While Owens has previously criticised Farrell for “too much chat to the referee” he argued in his latest column for the Daily Mail that the England captain was “just doing his job”.

“People need to stop having a go at Owen Farrell. I can only speak from my own experience of refereeing him and, when I did, he was an excellent captain to deal with,” Owens explained.

“I have a huge amount of respect for him as a player and a person. He always knew where the line was with me.

“I would say to him that he could always come and talk to me as long as it was at the right time and in the right tone and he always did that.

Farrell

“There are a lot of other captains who are in the referee’s ear. It is the captain’s job to challenge the referee if he feels his side is getting hard done by, if he feels they are being punished at the offside line but the opposition aren’t. What is important is that it is done in the right manner.

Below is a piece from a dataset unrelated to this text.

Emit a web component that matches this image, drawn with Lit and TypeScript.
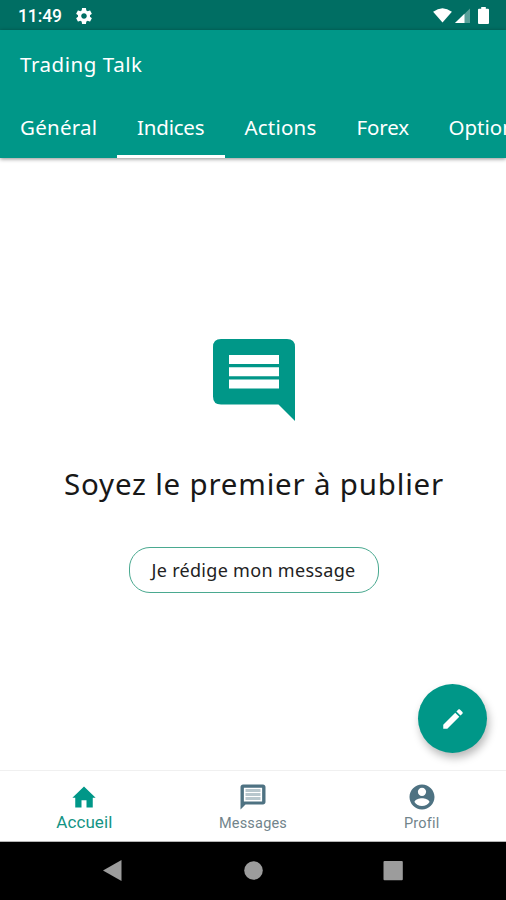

“Owen always did that with me. I have seen other games where he has been in the referee’s ear at the wrong times and that he may need to address. That is also down to the referee to deal with it and stop it happening.”

‘Credit to how they conducted themselves.’

The Welsh referee also touched on BBC journalist Sonja McLaughlan’s post-match interviews with Farrell and Eddie Jones, commending all three for handling the situation in the correct way.

Farrell

“I thought the way Owen and Eddie Jones dealt with the questions about the contentious try decisions after the Wales game was excellent. So many times in the past we have heard players and coaches blame referees for everything,” Owens said.

“You want players and coaches to be themselves and honest in interviews so credit for how they conducted themselves in the heat of battle after the match.

“Credit, too, to Sonja McLaughlan. She was asking the questions to which everyone wanted to know the answers. It is her job to ask those tough questions and she was excellent in how she did so.”